Silently we drove through the sleeping city until we reached Elmont, Long Island. When I saw the cemetery where my dad was buried, I understood.

We got out of the car. The air was thick with fog. The atmosphere was eerie, chilling. We walked past dozens of graves until we found my dad’s. The cantor put on his white robe and prayer shawl. In the still of morning, standing over my dear father’s grave, he sang the Hebrew prayer for the dead. He wailed; he sang with such tender feeling and heartfelt anguish that I felt the presence of God Almighty in every fiber of my being. Afterward, we recited the Kaddish, the Jewish mourners’ prayer, our words melting the morning fog to tears.

Before we left, the cantor sang a prayer in Hebrew, inviting Dad to my wedding. Then he finished by saying, “May your soul be with us forever.”

Day of Days

B
ack to Brooklyn.

Back to Ocean Parkway.

Back to the Elegante nightclub.

Back to Joe Scandore, looking sharp and greeting guests at the door.

Back to Rocky helping me on with my tux.

Back to the place filling up with hundreds of people.

Back to the scene of my first real success.

Back to my mom, Etta, beaming with pride.
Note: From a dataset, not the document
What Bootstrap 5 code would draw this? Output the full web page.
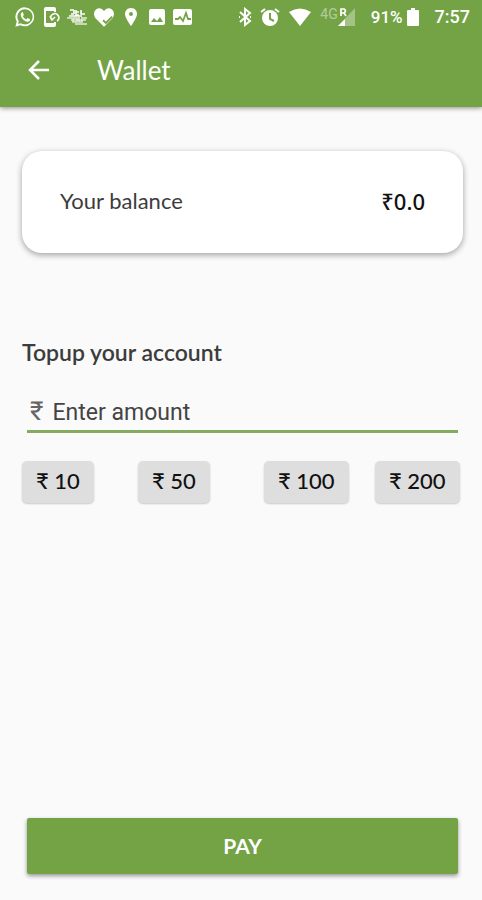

Back to feeling that everyone’s rooting for me, that everyone cares.

Only this time I’m not kidding around.

Barbara and I have just been married in an Orthodox synagogue, Young Israel of Flatbush.

Now we’re at the reception, held at the Elegante, where Scandore has done the place over—new carpets, fancy drapes—just to let me know how much he cares. For once in his life, Rickles is speechless.

Jerry and Rita Vale congratulate us. Steve Lawrence and Eydie Gorme get up and start singing, “More than the greatest love the world has known…” By the time they get to the second verse, I’m a mess. My tears are flowing; my life has turned to gold. My Barbara will be with me always.

I’m thirty-eight and couldn’t be happier.

A few minutes after Stevie and Eydie pour out “More,” I’m back to form.

“Stevie and Eydie,” I say, “you sang beautifully. But I had no idea you’d ask for money.”